## start Provided data
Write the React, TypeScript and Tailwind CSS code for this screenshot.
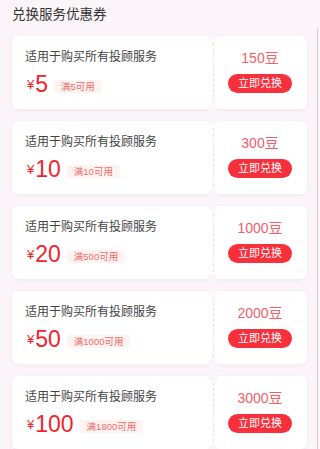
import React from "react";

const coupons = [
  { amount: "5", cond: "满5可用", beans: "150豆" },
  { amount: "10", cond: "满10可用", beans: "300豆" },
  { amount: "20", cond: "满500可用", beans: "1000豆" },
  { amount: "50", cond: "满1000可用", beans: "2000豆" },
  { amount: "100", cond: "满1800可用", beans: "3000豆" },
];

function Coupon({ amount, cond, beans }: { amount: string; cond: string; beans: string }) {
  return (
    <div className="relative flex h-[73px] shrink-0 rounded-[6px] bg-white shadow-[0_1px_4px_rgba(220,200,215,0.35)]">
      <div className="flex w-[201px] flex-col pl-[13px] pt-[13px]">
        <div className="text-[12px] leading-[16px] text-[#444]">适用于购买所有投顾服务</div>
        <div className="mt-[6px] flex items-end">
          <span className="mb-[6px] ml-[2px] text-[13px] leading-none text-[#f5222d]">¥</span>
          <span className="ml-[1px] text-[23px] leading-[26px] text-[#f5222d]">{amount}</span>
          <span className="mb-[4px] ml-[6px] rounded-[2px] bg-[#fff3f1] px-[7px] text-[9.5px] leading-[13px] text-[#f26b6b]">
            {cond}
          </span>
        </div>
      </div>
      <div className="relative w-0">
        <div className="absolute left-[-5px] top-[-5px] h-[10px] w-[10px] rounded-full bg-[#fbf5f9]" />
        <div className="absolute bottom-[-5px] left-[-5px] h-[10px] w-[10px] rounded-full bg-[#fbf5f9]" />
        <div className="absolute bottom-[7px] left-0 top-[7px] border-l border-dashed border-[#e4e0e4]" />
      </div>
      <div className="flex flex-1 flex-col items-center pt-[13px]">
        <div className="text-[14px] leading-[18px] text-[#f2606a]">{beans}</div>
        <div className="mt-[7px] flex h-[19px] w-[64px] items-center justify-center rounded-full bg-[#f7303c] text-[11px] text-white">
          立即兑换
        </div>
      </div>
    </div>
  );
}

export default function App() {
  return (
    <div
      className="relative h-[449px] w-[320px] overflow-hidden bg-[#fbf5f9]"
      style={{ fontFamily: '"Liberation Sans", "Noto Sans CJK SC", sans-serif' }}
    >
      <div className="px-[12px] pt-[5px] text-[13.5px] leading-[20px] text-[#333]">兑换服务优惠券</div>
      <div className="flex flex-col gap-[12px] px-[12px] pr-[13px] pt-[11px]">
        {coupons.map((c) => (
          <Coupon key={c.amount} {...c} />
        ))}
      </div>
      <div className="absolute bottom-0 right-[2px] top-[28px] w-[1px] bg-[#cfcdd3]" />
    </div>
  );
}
## end Provided data
Work to be completed » Give back every line exactly as it stands, pictures excluded.

Task solution »
Write the React, TypeScript and Tailwind CSS code for this screenshot.
import React from "react";

const coupons = [
  { amount: "5", cond: "满5可用", beans: "150豆" },
  { amount: "10", cond: "满10可用", beans: "300豆" },
  { amount: "20", cond: "满500可用", beans: "1000豆" },
  { amount: "50", cond: "满1000可用", beans: "2000豆" },
  { amount: "100", cond: "满1800可用", beans: "3000豆" },
];

function Coupon({ amount, cond, beans }: { amount: string; cond: string; beans: string }) {
  return (
    <div className="relative flex h-[73px] shrink-0 rounded-[6px] bg-white shadow-[0_1px_4px_rgba(220,200,215,0.35)]">
      <div className="flex w-[201px] flex-col pl-[13px] pt-[13px]">
        <div className="text-[12px] leading-[16px] text-[#444]">适用于购买所有投顾服务</div>
        <div className="mt-[6px] flex items-end">
          <span className="mb-[6px] ml-[2px] text-[13px] leading-none text-[#f5222d]">¥</span>
          <span className="ml-[1px] text-[23px] leading-[26px] text-[#f5222d]">{amount}</span>
          <span className="mb-[4px] ml-[6px] rounded-[2px] bg-[#fff3f1] px-[7px] text-[9.5px] leading-[13px] text-[#f26b6b]">
            {cond}
          </span>
        </div>
      </div>
      <div className="relative w-0">
        <div className="absolute left-[-5px] top-[-5px] h-[10px] w-[10px] rounded-full bg-[#fbf5f9]" />
        <div className="absolute bottom-[-5px] left-[-5px] h-[10px] w-[10px] rounded-full bg-[#fbf5f9]" />
        <div className="absolute bottom-[7px] left-0 top-[7px] border-l border-dashed border-[#e4e0e4]" />
      </div>
      <div className="flex flex-1 flex-col items-center pt-[13px]">
        <div className="text-[14px] leading-[18px] text-[#f2606a]">{beans}</div>
        <div className="mt-[7px] flex h-[19px] w-[64px] items-center justify-center rounded-full bg-[#f7303c] text-[11px] text-white">
          立即兑换
        </div>
      </div>
    </div>
  );
}

export default function App() {
  return (
    <div
      className="relative h-[449px] w-[320px] overflow-hidden bg-[#fbf5f9]"
      style={{ fontFamily: '"Liberation Sans", "Noto Sans CJK SC", sans-serif' }}
    >
      <div className="px-[12px] pt-[5px] text-[13.5px] leading-[20px] text-[#333]">兑换服务优惠券</div>
      <div className="flex flex-col gap-[12px] px-[12px] pr-[13px] pt-[11px]">
        {coupons.map((c) => (
          <Coupon key={c.amount} {...c} />
        ))}
      </div>
      <div className="absolute bottom-0 right-[2px] top-[28px] w-[1px] bg-[#cfcdd3]" />
    </div>
  );
}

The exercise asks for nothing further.